Un article intéressant d’André Bellon sur le site ReSPUBLICA
http://www.gaucherepublicaine.org/debats/la-langue-de-la-republique-est-le-francais/7422371
Rappelons, à l’appui des propos d’André Bellon, que la loi Molac qui (entre autres) oblige les communes dépourvues d’écoles bilingues à subventionner les écoles privées offrant un enseignement dit « immersif » fait des langues régionales le cheval de Troie de la privatisation de l’Education nationale. Et ajoutons que, comme l’indique le nationaliste corse Jean-Félix Acquavisa, la loi Molac n’est qu’un début, insuffisant, bien sûr, « mais le texte ouvre la porte à une deuxième, puis une troisième loi, pour une évolution de fond.
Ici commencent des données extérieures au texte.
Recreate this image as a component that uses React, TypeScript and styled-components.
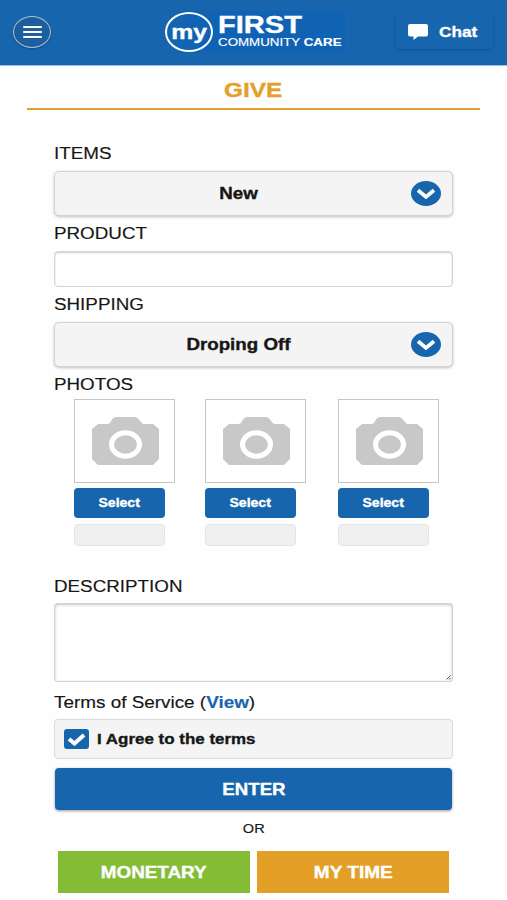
import React from "react";
import styled, { createGlobalStyle } from "styled-components";

const BLUE = "#1765ad";
const ORANGE = "#e3a02a";

const GlobalStyle = createGlobalStyle`
  * { box-sizing: border-box; }
  body {
    margin: 0;
    background: #fefefe;
    color: #161616;
    font-family: "Liberation Sans", Arial, sans-serif;
    overflow: hidden;
  }
  button { font: inherit; border: 0; padding: 0; margin: 0; }
`;

const Wide = styled.span<{ $size: number; $stretch?: number; $bold?: boolean; $left?: boolean }>`
  display: inline-block;
  font-size: ${(p) => p.$size}px;
  font-weight: ${(p) => (p.$bold ? 700 : 400)};
  -webkit-text-stroke: ${(p) => (p.$bold ? 0.35 : 0.15)}px currentColor;
  line-height: 1;
  white-space: nowrap;
  transform: scaleX(${(p) => p.$stretch ?? 1.185});
  transform-origin: ${(p) => (p.$left ? "left" : "center")} center;
`;

const Page = styled.div`
  width: 507px;
  height: 900px;
  overflow: hidden;
`;

const Header = styled.header`
  height: 66px;
  background: ${BLUE};
  border-bottom: 1px solid #8fc3ea;
  display: grid;
  grid-template-columns: 152px 231px 97px;
  padding: 0 0 0 13px;
`;

const MenuButton = styled.button`
  width: 38px;
  height: 32px;
  margin-top: 16px;
  border: 1px solid #a9bfd8;
  border-radius: 50%;
  background: #1b5f9f;
  box-shadow: 0 1px 2px rgba(0, 0, 0, 0.25);
  display: flex;
  flex-direction: column;
  align-items: center;
  justify-content: center;
  gap: 3px;
`;

const MenuBar = styled.span`
  width: 19px;
  height: 2px;
  border-radius: 1px;
  background: #fff;
`;

const Logo = styled.div`
  display: flex;
  width: 180px;
  height: 42px;
  margin-top: 11px;
  background: linear-gradient(90deg, ${BLUE}, #1063b4 15%);
`;

const LogoOval = styled.div`
  width: 48px;
  height: 40px;
  margin-top: 1px;
  border: 2px solid #fff;
  border-radius: 50%;
  color: #fff;
  display: flex;
  align-items: center;
  justify-content: center;
  padding-bottom: 2px;
`;

const LogoWords = styled.div`
  display: flex;
  flex-direction: column;
  align-items: flex-start;
  padding: 2px 0 0 5px;
  color: #fff;
`;

const LogoSub = styled.div`
  line-height: 1;
  display: flex;
`;

const ChatButton = styled.button`
  height: 35px;
  margin-top: 14px;
  border-radius: 4px;
  background: ${BLUE};
  box-shadow: 0 1px 3px rgba(0, 0, 0, 0.2);
  color: #fff;
  display: flex;
  align-items: center;
  padding-left: 12px;
  gap: 11px;
`;

const Title = styled.h1`
  margin: 0 27px;
  height: 44px;
  padding-top: 13px;
  border-bottom: 2px solid ${ORANGE};
  color: ${ORANGE};
  display: flex;
  justify-content: center;
  align-items: flex-start;
`;

const Form = styled.main`
  width: 399px;
  margin: 0 auto;
  display: flex;
  flex-direction: column;
`;

const Label = styled.label<{ $height: number; $top: number }>`
  height: ${(p) => p.$height}px;
  padding-top: ${(p) => p.$top}px;
  line-height: 1;
`;

const SelectBox = styled.div`
  height: 45px;
  border: 1px solid #d3d3d3;
  border-radius: 5px;
  background: #f4f4f4;
  box-shadow: 0 1px 3px rgba(0, 0, 0, 0.24);
  display: grid;
  grid-template-columns: 11px 345px 30px;
  align-items: center;
  justify-items: center;
`;

const SelectText = styled.span`
  grid-column: 2;
  line-height: 1;
`;

const TextInput = styled.input`
  display: block;
  width: 399px;
  height: 36px;
  border: 1px solid #d4d4d4;
  border-radius: 4px;
  background: #fff;
  box-shadow: inset 0 1px 2px rgba(0, 0, 0, 0.2);
  outline: 0;
`;

const TextArea = styled.textarea`
  display: block;
  width: 399px;
  height: 79px;
  border: 1px solid #d2d2d2;
  border-radius: 3px;
  background: #fff;
  box-shadow: inset 0 1px 3px rgba(0, 0, 0, 0.24);
  outline: 0;
  resize: none;
`;

const AreaWrap = styled.div`
  position: relative;
`;

const Grip = styled.svg`
  position: absolute;
  right: 2px;
  bottom: 2px;
`;

const Photos = styled.div`
  display: grid;
  grid-template-columns: 131px 133px 102px;
  padding-left: 20px;
  height: 175px;
`;

const Photo = styled.div`
  display: flex;
  flex-direction: column;
`;

const Thumb = styled.div`
  width: 101px;
  height: 84px;
  border: 1px solid #c6c6c6;
  background: #fff;
  padding: 17px 0 0 17px;
`;

const PickButton = styled.button`
  width: 91px;
  height: 30px;
  margin-top: 5px;
  border-radius: 4px;
  background: ${BLUE};
  color: #fff;
  display: flex;
  align-items: center;
  justify-content: center;
  padding-bottom: 1px;
`;

const FileSlot = styled.div`
  width: 91px;
  height: 22px;
  margin-top: 6px;
  border: 1px solid #e4e4e4;
  border-radius: 4px;
  background: #f0f0f0;
`;

const Terms = styled.div`
  height: 37px;
  padding-top: 13px;
  line-height: 1;
`;

const TermsLink = styled.a`
  color: ${BLUE};
  font-weight: 700;
`;

const Agree = styled.label`
  height: 40px;
  border: 1px solid #dadada;
  border-radius: 4px;
  background: #f4f4f4;
  display: flex;
  align-items: center;
  gap: 8px;
  padding: 0 0 1px 9px;
`;

const CheckBox = styled.span`
  width: 25px;
  height: 20px;
  margin-top: 1px;
  border-radius: 3px;
  background: ${BLUE};
  display: flex;
  align-items: center;
  justify-content: center;
`;

const EnterButton = styled.button`
  height: 42px;
  margin: 9px 1px 0;
  border-radius: 4px;
  background: ${BLUE};
  box-shadow: 0 1px 3px rgba(0, 0, 0, 0.4);
  color: #fff;
  display: flex;
  align-items: center;
  justify-content: center;
`;

const Or = styled.div`
  height: 41px;
  padding-top: 12px;
  display: flex;
  justify-content: center;
  align-items: flex-start;
`;

const Actions = styled.div`
  display: grid;
  grid-template-columns: 192px 192px;
  gap: 7px;
  padding-left: 4px;
`;

const ActionButton = styled.button<{ $color: string }>`
  height: 42px;
  background: ${(p) => p.$color};
  color: #fff;
  display: flex;
  align-items: center;
  justify-content: center;
`;

const Chevron = () => (
  <svg width="30" height="25" viewBox="0 0 30 25">
    <ellipse cx="15" cy="12.5" rx="15" ry="12.5" fill={BLUE} />
    <path d="M7 9.300 L15 15.900 L23 9.300" fill="none" stroke="#fff" strokeWidth="3.8" />
  </svg>
);

const Camera = () => (
  <svg width="67" height="48" viewBox="0 0 67 48">
    <path
      d="M6 7H15Q18 7 18.500 5L20 2.500Q21.500 0 24 0H43Q45.500 0 47 2.500L49 5Q49.500 7 52 7H61L67 12V42L61 48H6L0 42V12Z"
      fill="#c8c8c8"
    />
    <ellipse cx="33.500" cy="27.500" rx="14" ry="11.700" fill="#c8c8c8" stroke="#fff" strokeWidth="5" />
  </svg>
);

const Select = ({ value }: { value: string }) => (
  <SelectBox>
    <SelectText>
      <Wide $size={16} $stretch={1.17} $bold>{value}</Wide>
    </SelectText>
    <Chevron />
  </SelectBox>
);

const FieldLabel = ({ text, height, top }: { text: string; height: number; top: number }) => (
  <Label $height={height} $top={top}>
    <Wide $size={16} $stretch={1.175} $left>{text}</Wide>
  </Label>
);

export default function App() {
  return (
    <Page>
      <GlobalStyle />
      <Header>
        <MenuButton aria-label="Menu">
          <MenuBar />
          <MenuBar />
          <MenuBar />
        </MenuButton>
        <Logo>
          <LogoOval>
            <Wide $size={21} $stretch={1.18} $bold>my</Wide>
          </LogoOval>
          <LogoWords>
            <Wide $size={24} $stretch={1.21} $bold $left>FIRST</Wide>
            <LogoSub>
              <Wide $size={11.5} $stretch={1.16} $left>
                COMMUNITY <b>CARE</b>
              </Wide>
            </LogoSub>
          </LogoWords>
        </Logo>
        <ChatButton>
          <svg width="20" height="16" viewBox="0 0 20 16">
            <path d="M2 0H18Q20 0 20 2V10.500Q20 12.500 18 12.500H10L5.500 16V12.500H2Q0 12.500 0 10.500V2Q0 0 2 0Z" fill="#fff" />
          </svg>
          <Wide $size={15.5} $stretch={1.11} $bold $left>Chat</Wide>
        </ChatButton>
      </Header>
      <Title>
        <Wide $size={21} $stretch={1.16} $bold>GIVE</Wide>
      </Title>
      <Form>
        <FieldLabel text="ITEMS" height={61} top={36} />
        <Select value="New" />
        <FieldLabel text="PRODUCT" height={35} top={10} />
        <TextInput />
        <FieldLabel text="SHIPPING" height={35} top={10} />
        <Select value="Droping Off" />
        <FieldLabel text="PHOTOS" height={32} top={10} />
        <Photos>
          {[0, 1, 2].map((n) => (
            <Photo key={n}>
              <Thumb>
                <Camera />
              </Thumb>
              <PickButton>
                <Wide $size={13} $stretch={1.08} $bold>Select</Wide>
              </PickButton>
              <FileSlot />
            </Photo>
          ))}
        </Photos>
        <FieldLabel text="DESCRIPTION" height={29} top={5} />
        <AreaWrap>
          <TextArea />
          <Grip width="5" height="5" viewBox="0 0 5 5">
            <path d="M0.500 4.500L4.500 0.500M3 4.500L4.500 3" stroke="#555" fill="none" />
          </Grip>
        </AreaWrap>
        <Terms>
          <Wide $size={16} $stretch={1.18} $left>
            Terms of Service (<TermsLink>View</TermsLink>)
          </Wide>
        </Terms>
        <Agree>
          <CheckBox>
            <svg width="19" height="14" viewBox="0 0 19 14">
              <path d="M2 7L7.500 11.500L17 3" fill="none" stroke="#fff" strokeWidth="4" />
            </svg>
          </CheckBox>
          <Wide $size={15} $stretch={1.13} $bold $left>I Agree to the terms</Wide>
        </Agree>
        <EnterButton>
          <Wide $size={16.5} $stretch={1.13} $bold>ENTER</Wide>
        </EnterButton>
        <Or>
          <Wide $size={13} $stretch={1.12}>OR</Wide>
        </Or>
        <Actions>
          <ActionButton $color="#83bd38">
            <Wide $size={17} $stretch={1.11} $bold>MONETARY</Wide>
          </ActionButton>
          <ActionButton $color="#e49f26">
            <Wide $size={17} $stretch={1.12} $bold>MY TIME</Wide>
          </ActionButton>
        </Actions>
      </Form>
    </Page>
  );
}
Pour sauver une langue, il faut pouvoir l’insérer dans l’espace non seulement scolaire mais également politique, économique, culturel. » Et donc : « Pas de mascarade, notre mandat, et bien au-delà du camp autonomiste, c’est la co-officialité pour la langue corse. Et pour ça, il faut une loi constitutionnelle. Mais le texte adopté jeudi est une première brèche. »
Molac, membre de longue date de l’association Régions et peuples solidaires qui fédère les autonomistes avec pour slogan « Dépasser l’Europe des États », en est le premier conscient.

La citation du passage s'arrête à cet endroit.